2006年9月10日

ドイツには「天使が旅をすると天気が良くなる」という諺がありますが、今日は法王がミュンヘンに旅して天気が良くなったようです。気温26度の、暑くも寒くもない素晴らしい晴天。ミュンヘン東部のミサ会場には、25万人の信徒が集まりました。

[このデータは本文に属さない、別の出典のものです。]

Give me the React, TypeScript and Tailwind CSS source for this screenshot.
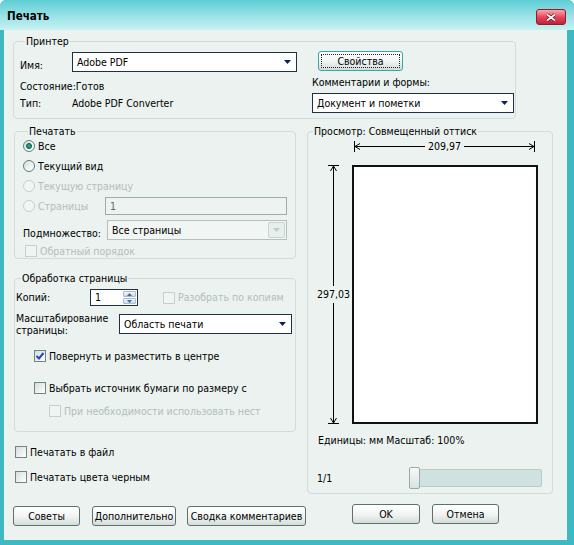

昨夜から寝袋で会場が開くのを待った人もいると言いますから、その宗教的熱情には驚いてしまいます。神様を信じられる人は幸いです。私はアウシュビッツを訪れたり、ゲシュタポに拷問を受けた末アウシュビッツに送られた被害者をインタビューしたりしてから、神というものの存在を信じられなくなってしまいました。多くのユダヤ人被害者は似たような意見を持っているようです。逆に、今朝ドイツの新聞で読んだのですが、世界貿易センターで旅客機が突っ込んだ階よりも上の階にいたのに、脱出することができた2人のアメリカ人は、「神の導きがなかったら絶対に助からなかった」と考え、以前よりも信仰心が深まったと言います。信仰心が深い大統領に率いられたアメリカが、今度はイラクやアフガニスタンで、市民たちの間に多くの犠牲者を出しています。そう考えると、リームのミサ会場に集まった25万人の信徒は、こうした矛盾をも超克して、ベネディクト16世の声を聞くことを功徳と考えているのでしょうか。それとも、別になにも考えてはいないのでしょうか。